幸いだったのは、マッカラムが試合でほとんどダメージを受けておらず、王座が無効とされる前にチャンピオンベルトを腰に巻いた姿で、試合用トランクス姿の宣材写真を撮ることができたことだった。
その後マッカラムは、次戦でジェフ・ハーディングを破り、正式なWBC世界ライトヘビー級王座を獲得する。キャリアの終盤には、ロイ・ジョーンズ・ジュニア戦、そしてジェームズ・トニーとの三度目の対戦を行い、自らの世代から新たな世代へとバトンを渡す形でリングを去った。
天才ロイ・ジョーンズは、同世代の一流選手たちと対戦できなかったことを悔やんでいたが、マッカラムとの対戦を受けた理由について、「彼が金が必要だと言ったからだ」と後に明かしている。
マッカラムは常に「対戦相手とはいえ、ボクサー同士は経済的に支え合うべきだ」という信念を持っていた。引退後、イベントの席でマーベラス・マービン・ハグラーと再会した際、記者スクープ・マリノウスキーにこう語っている。「あんたは俺に“尊敬してる”って言ったけど、俺はあんたに聞いたんだ。“なんで俺と戦わなかった? 俺は家族を養うために金が必要だった。ボクシングってのは痛みを伴うビジネスだ。俺たちはそれで飯を食ってるんだ。ハーンズも、デュランも俺とは戦わなかった。けどあんたたちはみんなお互いに試合してたじゃないか。そんなあんたが俺を尊敬してるって? 冗談じゃない。”」
そんなマッカラムにとって、トニーは彼が愛した“オールドスクール”な技術を理解し、実践できる稀有なファイターだった。ふたりの三連戦は、ボクシングを学びたい者なら必ず観るべき試合として語り継がれている。トニーは常に「マッカラムこそ、俺が対戦した中で最もスキルの高い男だった」と語り、マッカラムもまた彼に対して敬意を惜しまなかった。

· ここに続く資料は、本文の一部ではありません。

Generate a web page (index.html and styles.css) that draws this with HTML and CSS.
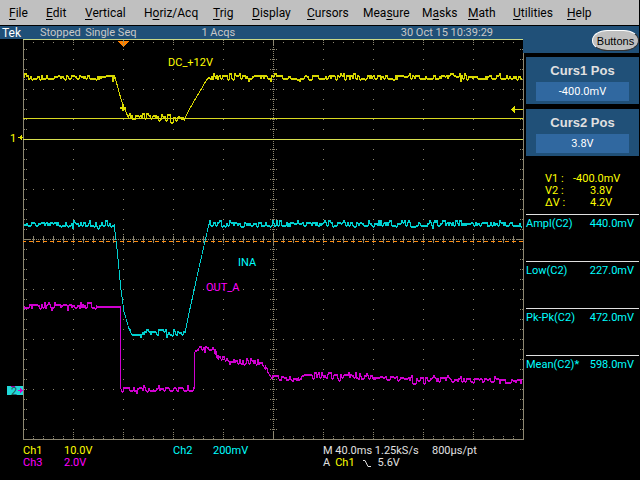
FILE: index.html
```html
<!DOCTYPE html>
<html lang="en">
<head>
<meta charset="utf-8">
<title>Tek</title>
<link rel="stylesheet" href="styles.css">
</head>
<body>
<div class="scope">
  <nav class="menu">
    <button class="m-file"><u>F</u>ile</button>
    <button class="m-edit"><u>E</u>dit</button>
    <button class="m-vert"><u>V</u>ertical</button>
    <button class="m-horiz">H<u>o</u>riz/Acq</button>
    <button class="m-trig"><u>T</u>rig</button>
    <button class="m-disp"><u>D</u>isplay</button>
    <button class="m-curs"><u>C</u>ursors</button>
    <button class="m-meas">Mea<u>s</u>ure</button>
    <button class="m-mask">M<u>a</u>sks</button>
    <button class="m-math"><u>M</u>ath</button>
    <button class="m-util"><u>U</u>tilities</button>
    <button class="m-help"><u>H</u>elp</button>
  </nav>
  <div class="body">
    <main class="main">
      <div class="status">
        <span class="brand">Tek</span>
        <span class="state">Stopped</span>
        <span class="seq">Single Seq</span>
        <span class="acqs">1 Acqs</span>
        <time>30 Oct 15 10:39:29</time>
      </div>
      <svg class="plot" id="plot" viewBox="0 39 526 402" shape-rendering="crispEdges" role="img" aria-label="Waveforms">
        <g id="grid"></g>
        <path d="M23 118.5H523" stroke="#d8d820"/>
        <path d="M23 139.5H523" stroke="#d8e050"/>
        <path d="M23 241.5H523" stroke="#ff8c10" stroke-dasharray="4 3" stroke-dashoffset="1"/>
        <g id="traces"></g>
        <path d="M117 40.500H130L123.500 47Z" fill="#ff8000"/>
        <path d="M123.500 41V46" stroke="#60a090" stroke-dasharray="1 1"/>
        <path d="M120 107H126V109H120Z M122 104H124V111H122Z" fill="#e0e000"/>
        <path d="M511 109.500L515 106V113Z" fill="#e0e000"/><path d="M514 109.500H523" stroke="#d8d820"/>
        <text x="10" y="142" class="ch1">1</text>
        <path d="M18 137.500H23M20.500 136V139M21.500 135V140" stroke="#e0e000"/>
        <path d="M7 386H23V395H7Z" fill="#20d8d8"/>
        <text x="11" y="395" class="zero">2</text>
        <path d="M18 390.500H23M20.500 388V393M21.500 389V392" stroke="#d000d0"/>
        <path d="M11 386.500H15" stroke="#a000a0"/>
        <text x="168" y="66" class="ch1">DC_+12V</text>
        <text x="238" y="266" class="ch2">INA</text>
        <text x="206" y="291" class="ch3">OUT_A</text>
      </svg>
      <footer class="readouts">
        <span class="ch1">Ch1</span><span class="ch1">10.0V</span><span class="ch2">Ch2</span><span class="ch2">200mV</span>
        <span class="timebase">M 40.0ms 1.25kS/s</span><span>800µs/pt</span>
        <span class="ch3">Ch3</span><span class="ch3">2.0V</span>
        <span class="trigger"><span>A</span><span class="ch1">Ch1</span><svg class="slope" viewBox="0 0 8 9"><path d="M0 1.500H2L5 7.500H8" fill="none" stroke="#e0e0e0"/></svg><span>5.6V</span></span>
      </footer>
    </main>
    <aside class="side">
      <div class="sidehead"><button class="oval">Buttons</button></div>
      <section class="card"><label for="c1">Curs1 Pos</label><input id="c1" value="-400.0mV"></section>
      <section class="card"><label for="c2">Curs2 Pos</label><input id="c2" value="3.8V"></section>
      <table class="cursors">
        <tr><th>V1 :</th><td>-400.0mV</td></tr>
        <tr><th>V2 :</th><td class="short">3.8V</td></tr>
        <tr><th>ΔV :</th><td class="short">4.2V</td></tr>
      </table>
      <dl class="measures">
        <div><dt>Ampl(C2)</dt><dd>440.0mV</dd></div>
        <div><dt>Low(C2)</dt><dd>227.0mV</dd></div>
        <div><dt>Pk-Pk(C2)</dt><dd>472.0mV</dd></div>
        <div><dt>Mean(C2)*</dt><dd>598.0mV</dd></div>
      </dl>
    </aside>
  </div>
</div>
<script src="plot.js"></script>
</body>
</html>
```
FILE: styles.css
```css
* { box-sizing: border-box; }
body { margin: 0; background: #000; color: #e0e0e0; font: 11px/12px Roboto, "Liberation Sans", sans-serif; }
button, input { font: inherit; color: inherit; border: 0; padding: 0; background: none; }
.menu { display: flex; height: 25px; margin-right: 1px; padding-left: 9px; background: #c0c0c0; color: #000; font-size: 12px; }
.menu button { text-align: left; white-space: nowrap; flex: none; }
.menu u { text-underline-offset: 2px; }
.m-file { width: 37px; }
.m-edit { width: 39px; }
.m-vert { width: 59px; }
.m-horiz { width: 69px; }
.m-trig { width: 39px; }
.m-disp { width: 55px; }
.m-curs { width: 56px; }
.m-meas { width: 59px; }
.m-mask { width: 46px; }
.m-math { width: 45px; }
.m-util { width: 54px; }
.body { display: grid; grid-template-columns: 526fr 114fr; margin-top: 1px; }
.status { display: grid; grid-template-columns: 38fr 45fr 116fr 199fr 125fr; height: 13px; padding-left: 2px; background: #205078; color: #c8c8c8; line-height: 14px; white-space: nowrap; }
.brand { color: #fff; font-size: 12px; }
.plot { display: block; width: 100%; }
.plot .ch1 { fill: #ff0; }
.plot .ch2 { fill: #0ff; }
.plot .ch3 { fill: #f0f; }
.plot .zero { fill: #205050; }
.ch1 { color: #ff0; }
.ch2 { color: #0ff; }
.ch3 { color: #f0f; }
.readouts { display: grid; grid-template-columns: 41fr 109fr 40fr 110fr 109fr 94fr; padding: 4px 0 0 23px; white-space: nowrap; }
.readouts .trigger { grid-column: 5; display: flex; gap: 5px; }
.slope { width: 8px; height: 9px; margin: 2px 2px 0 3px; }
.side { padding-right: 1px; }
.sidehead { display: flex; justify-content: flex-end; height: 27px; background: #205078; padding-top: 4px; margin-left: -3px; }
.oval { width: 47px; height: 21px; border-radius: 16px / 11px; background: #c0c0c0; color: #000; border: 1px solid #fff; border-right-color: #333; border-bottom-color: #333; font: 11px/18px "Liberation Sans", sans-serif; }
.card { background: #205078; height: 47px; margin-top: 4px; padding: 7px 10px 0; text-align: center; }
.card + .card { margin-top: 5px; }
.card label { display: block; height: 18px; font: bold 13px/14px "Liberation Sans", sans-serif; }
.card input { display: block; width: 100%; height: 19px; text-align: center; background: #3068a0; color: #fff; }
.cursors { border-collapse: collapse; color: #ff0; margin: 17px 0 5px 19px; }
.cursors th, .cursors td { font-weight: normal; padding: 0; text-align: left; }
.cursors th { width: 28px; }
.cursors .short { padding-left: 17px; }
.measures { margin: 0; color: #0ff; }
.measures div { display: flex; justify-content: space-between; height: 47px; padding: 3px 5px 0 0; border-top: 1px solid #e0e0e0; }
.measures dd { margin: 0; }
```
FILE: plot.js
```
const NS = "http://www.w3.org/2000/svg";
function path(parent, d, color) {
  const p = document.createElementNS(NS, "path");
  p.setAttribute("d", d);
  p.setAttribute("stroke", color);
  p.setAttribute("fill", "none");
  document.getElementById(parent).appendChild(p);
}

let dots = "";
const dot = (x, y) => { dots += `M${x} ${y}.5h1`; };
for (let y = 89; y < 439; y += 50) for (let x = 33; x < 523; x += 10) dot(x, y);
for (let x = 73; x < 523; x += 50) for (let y = 49; y < 439; y += 10) dot(x, y);
for (let y = 49; y < 439; y += 10) {
  [24, 26, 520, 522, 270, 272, 274, 276].forEach(x => dot(x, y));
}
for (let x = 33; x < 523; x += 10) {
  [42, 436, 438].forEach(y => dot(x, y));
  dots += `M${x + 0.5} 236v7`;
}
for (let x = 73; x < 523; x += 50) [40, 44, 434, 432, 234, 244].forEach(y => dot(x, y));
for (let x = 24; x < 523; x += 2) dot(x, 239);
for (let y = 41; y < 439; y += 2) dot(273, y);
path("grid", dots, "#8c8670");
path("grid", "M23.5 40V439.5H523.5V40M23 239.5h7M517 239.5h6", "#8c8670");
path("grid", "M23 39.5H524", "#c8d888");

let seed = 7;
function rnd() { seed = (seed * 16807) % 2147483647; return seed / 2147483647; }

// Each column spans from its own level to the previous one, so noise stays connected.
function trace(points, color) {
  let d = "", level = 0;
  for (let i = 0; i < points.length - 1; i++) {
    const [x0, y0, quiet] = points[i], [x1, y1] = points[i + 1];
    for (let x = x0; x < x1; x++) {
      const a = y0 + (y1 - y0) * (x - x0) / (x1 - x0);
      const b = y0 + (y1 - y0) * (x + 1 - x0) / (x1 - x0);
      const last = level;
      const r = rnd();
      if (quiet) level = 0;
      else if (r < 0.04) level = -4;
      else if (r < 0.24) level = -2;
      else if (r < 0.42) level = -1;
      else if (r < 0.68) level = 1;
      else if (r < 0.76) level = 2;
      else if (r > 0.98) level = 4;
      const noise = quiet ? 0 : Math.min(level, last);
      const spread = quiet ? 0 : Math.abs(level - last);
      const top = Math.round(Math.min(a, b)) + noise;
      const h = Math.max(2, Math.round(Math.abs(b - a)) + spread + (quiet ? 0 : 1));
      d += `M${x + 0.5} ${top}v${h}`;
    }
  }
  path("traces", d, color);
}
trace([[24, 77], [115, 77, 1], [121, 99, 1], [128, 117], [185, 118, 1], [190, 108, 1], [207, 79, 1], [209, 77], [522, 77]], "#d8d800");
trace([[24, 224], [114, 224, 1], [117, 249, 1], [121, 290, 1], [124, 312, 1], [129, 329], [132, 333], [185, 333, 1], [190, 308, 1], [196, 281, 1], [206, 237, 1], [209, 224], [522, 224]], "#00d0d0");
trace([[24, 306], [97, 306, 1], [120, 306, 1], [121, 389], [194, 389, 1], [195, 352, 1], [196, 350], [201, 348], [213, 348], [219, 357], [235, 361], [262, 363], [272, 377], [298, 379], [303, 376], [350, 376], [380, 378], [522, 381]], "#d000d0");
```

若き王者たちが痛みと引き換えに受けた教訓と、新たな時代の名選手たちとの戦いを通じて、ようやく世間はマッカラムが本当に“バッドマン”であったこと、つまりバニー・グラントがかつて語ったとおりの恐るべき才能の持ち主であったことを認めるようになった。
68歳で亡くなったとき、マイク・マッカラムはジムへ向かう途中だった。彼はバニー・グラントから、エマニュエル・スチュワードから、そしてエディ・ファッチから受け継いだ知識を、次の世代に伝えようとしていた。